Set exercise:
Locate every line in the records below that holds the word "table" and return each one.

Data extract:
● ● ●

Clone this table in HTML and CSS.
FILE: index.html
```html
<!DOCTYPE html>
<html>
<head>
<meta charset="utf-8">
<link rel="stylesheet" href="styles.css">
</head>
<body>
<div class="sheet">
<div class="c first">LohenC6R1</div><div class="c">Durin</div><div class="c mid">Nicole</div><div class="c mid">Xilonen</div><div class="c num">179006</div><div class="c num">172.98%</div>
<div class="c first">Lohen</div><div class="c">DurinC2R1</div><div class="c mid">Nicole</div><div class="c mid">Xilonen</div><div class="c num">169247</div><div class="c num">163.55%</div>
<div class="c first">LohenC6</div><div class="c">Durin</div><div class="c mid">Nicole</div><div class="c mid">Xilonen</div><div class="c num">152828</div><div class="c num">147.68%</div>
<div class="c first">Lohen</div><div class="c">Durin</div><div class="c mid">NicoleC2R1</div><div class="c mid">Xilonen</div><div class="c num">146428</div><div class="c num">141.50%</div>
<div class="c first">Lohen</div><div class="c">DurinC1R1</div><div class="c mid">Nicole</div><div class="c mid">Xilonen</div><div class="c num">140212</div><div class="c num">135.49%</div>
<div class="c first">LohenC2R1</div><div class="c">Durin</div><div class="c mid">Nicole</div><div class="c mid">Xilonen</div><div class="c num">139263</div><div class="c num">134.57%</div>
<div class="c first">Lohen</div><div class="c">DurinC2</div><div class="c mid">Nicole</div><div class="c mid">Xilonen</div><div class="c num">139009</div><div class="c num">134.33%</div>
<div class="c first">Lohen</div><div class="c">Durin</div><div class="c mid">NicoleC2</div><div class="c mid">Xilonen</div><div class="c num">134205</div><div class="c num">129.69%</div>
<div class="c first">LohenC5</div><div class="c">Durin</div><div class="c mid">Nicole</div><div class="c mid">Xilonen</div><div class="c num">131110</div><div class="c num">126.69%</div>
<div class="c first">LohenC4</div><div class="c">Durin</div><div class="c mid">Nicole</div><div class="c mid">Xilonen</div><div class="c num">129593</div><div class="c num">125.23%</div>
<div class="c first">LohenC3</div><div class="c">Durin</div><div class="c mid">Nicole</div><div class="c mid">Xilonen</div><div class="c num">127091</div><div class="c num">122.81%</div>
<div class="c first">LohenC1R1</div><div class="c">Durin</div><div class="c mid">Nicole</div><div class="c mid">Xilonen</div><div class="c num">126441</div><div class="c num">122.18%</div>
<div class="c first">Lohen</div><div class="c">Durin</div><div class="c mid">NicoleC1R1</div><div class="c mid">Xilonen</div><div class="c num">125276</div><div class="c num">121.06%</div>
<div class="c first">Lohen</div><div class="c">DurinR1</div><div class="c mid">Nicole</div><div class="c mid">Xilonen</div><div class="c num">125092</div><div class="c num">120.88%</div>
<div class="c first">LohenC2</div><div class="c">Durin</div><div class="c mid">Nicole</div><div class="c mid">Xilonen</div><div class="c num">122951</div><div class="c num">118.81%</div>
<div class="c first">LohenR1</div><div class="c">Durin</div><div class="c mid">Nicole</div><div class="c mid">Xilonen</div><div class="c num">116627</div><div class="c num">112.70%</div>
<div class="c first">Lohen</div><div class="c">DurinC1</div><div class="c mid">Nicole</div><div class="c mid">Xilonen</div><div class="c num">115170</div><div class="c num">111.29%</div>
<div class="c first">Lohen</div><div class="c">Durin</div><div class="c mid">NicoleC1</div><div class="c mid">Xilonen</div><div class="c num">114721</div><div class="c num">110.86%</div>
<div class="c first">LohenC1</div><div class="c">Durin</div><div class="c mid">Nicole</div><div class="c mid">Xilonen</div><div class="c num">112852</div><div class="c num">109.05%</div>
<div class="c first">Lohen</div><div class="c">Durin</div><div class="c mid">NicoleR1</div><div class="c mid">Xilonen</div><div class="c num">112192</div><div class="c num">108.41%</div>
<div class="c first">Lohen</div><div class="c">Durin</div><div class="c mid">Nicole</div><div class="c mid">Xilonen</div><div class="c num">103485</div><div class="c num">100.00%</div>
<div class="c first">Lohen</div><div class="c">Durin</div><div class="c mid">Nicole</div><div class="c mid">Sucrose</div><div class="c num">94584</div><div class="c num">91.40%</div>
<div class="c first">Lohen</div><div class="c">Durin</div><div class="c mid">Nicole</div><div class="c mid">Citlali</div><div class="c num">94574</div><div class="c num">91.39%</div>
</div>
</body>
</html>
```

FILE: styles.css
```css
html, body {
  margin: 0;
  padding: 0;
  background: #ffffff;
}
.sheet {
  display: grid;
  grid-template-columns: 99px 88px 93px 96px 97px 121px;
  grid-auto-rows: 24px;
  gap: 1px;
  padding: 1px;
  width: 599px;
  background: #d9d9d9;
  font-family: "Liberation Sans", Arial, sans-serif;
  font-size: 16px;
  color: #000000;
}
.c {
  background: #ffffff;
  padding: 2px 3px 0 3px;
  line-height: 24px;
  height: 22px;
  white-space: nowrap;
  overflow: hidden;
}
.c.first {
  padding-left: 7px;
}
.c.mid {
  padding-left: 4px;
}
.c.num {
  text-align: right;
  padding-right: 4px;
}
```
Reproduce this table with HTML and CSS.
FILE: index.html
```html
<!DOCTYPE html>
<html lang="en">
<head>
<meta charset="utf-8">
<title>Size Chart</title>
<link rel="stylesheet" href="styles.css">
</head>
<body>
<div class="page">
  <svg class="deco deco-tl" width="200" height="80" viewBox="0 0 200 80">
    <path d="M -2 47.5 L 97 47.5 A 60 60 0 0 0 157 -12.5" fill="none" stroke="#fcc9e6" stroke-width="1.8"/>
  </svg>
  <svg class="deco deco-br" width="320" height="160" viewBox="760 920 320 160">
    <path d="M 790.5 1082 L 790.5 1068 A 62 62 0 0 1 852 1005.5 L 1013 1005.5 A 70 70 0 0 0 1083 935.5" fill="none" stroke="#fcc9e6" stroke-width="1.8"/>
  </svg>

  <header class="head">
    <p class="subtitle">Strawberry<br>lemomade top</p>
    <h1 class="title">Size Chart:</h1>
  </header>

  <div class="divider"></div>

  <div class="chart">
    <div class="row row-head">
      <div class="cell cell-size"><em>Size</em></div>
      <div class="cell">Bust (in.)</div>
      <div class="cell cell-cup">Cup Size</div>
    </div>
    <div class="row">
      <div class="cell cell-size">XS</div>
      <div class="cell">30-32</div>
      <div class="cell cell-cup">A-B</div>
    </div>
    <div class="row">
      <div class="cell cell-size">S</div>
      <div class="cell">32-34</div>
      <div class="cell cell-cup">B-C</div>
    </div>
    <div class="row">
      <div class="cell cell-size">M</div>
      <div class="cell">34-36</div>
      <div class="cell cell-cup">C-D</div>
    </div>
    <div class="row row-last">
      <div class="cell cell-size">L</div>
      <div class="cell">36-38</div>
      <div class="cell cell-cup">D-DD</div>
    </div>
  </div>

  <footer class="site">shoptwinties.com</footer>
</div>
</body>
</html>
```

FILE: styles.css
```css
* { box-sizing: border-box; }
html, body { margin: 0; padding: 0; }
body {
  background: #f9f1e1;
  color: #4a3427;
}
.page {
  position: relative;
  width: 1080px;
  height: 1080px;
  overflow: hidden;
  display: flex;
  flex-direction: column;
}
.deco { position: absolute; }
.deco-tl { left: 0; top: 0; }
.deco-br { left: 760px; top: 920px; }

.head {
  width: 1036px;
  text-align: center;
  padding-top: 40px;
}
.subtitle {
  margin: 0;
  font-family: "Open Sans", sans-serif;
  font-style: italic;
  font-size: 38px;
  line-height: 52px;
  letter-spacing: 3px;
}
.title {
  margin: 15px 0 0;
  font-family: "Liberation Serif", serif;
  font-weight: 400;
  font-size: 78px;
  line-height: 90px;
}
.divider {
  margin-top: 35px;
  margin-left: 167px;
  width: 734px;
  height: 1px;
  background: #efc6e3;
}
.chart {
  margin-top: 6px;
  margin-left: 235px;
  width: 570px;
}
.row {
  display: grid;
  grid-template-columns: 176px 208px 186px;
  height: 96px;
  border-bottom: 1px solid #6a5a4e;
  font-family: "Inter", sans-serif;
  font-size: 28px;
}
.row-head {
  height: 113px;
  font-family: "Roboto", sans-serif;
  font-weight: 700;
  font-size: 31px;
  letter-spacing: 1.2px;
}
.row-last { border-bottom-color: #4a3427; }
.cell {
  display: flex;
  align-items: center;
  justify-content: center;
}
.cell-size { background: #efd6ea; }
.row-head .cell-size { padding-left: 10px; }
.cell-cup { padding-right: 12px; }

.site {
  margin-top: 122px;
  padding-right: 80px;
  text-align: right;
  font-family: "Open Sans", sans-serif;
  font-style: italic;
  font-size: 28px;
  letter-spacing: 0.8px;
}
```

● ● ●

Exercise result:
Clone this table in HTML and CSS.
Reproduce this table with HTML and CSS.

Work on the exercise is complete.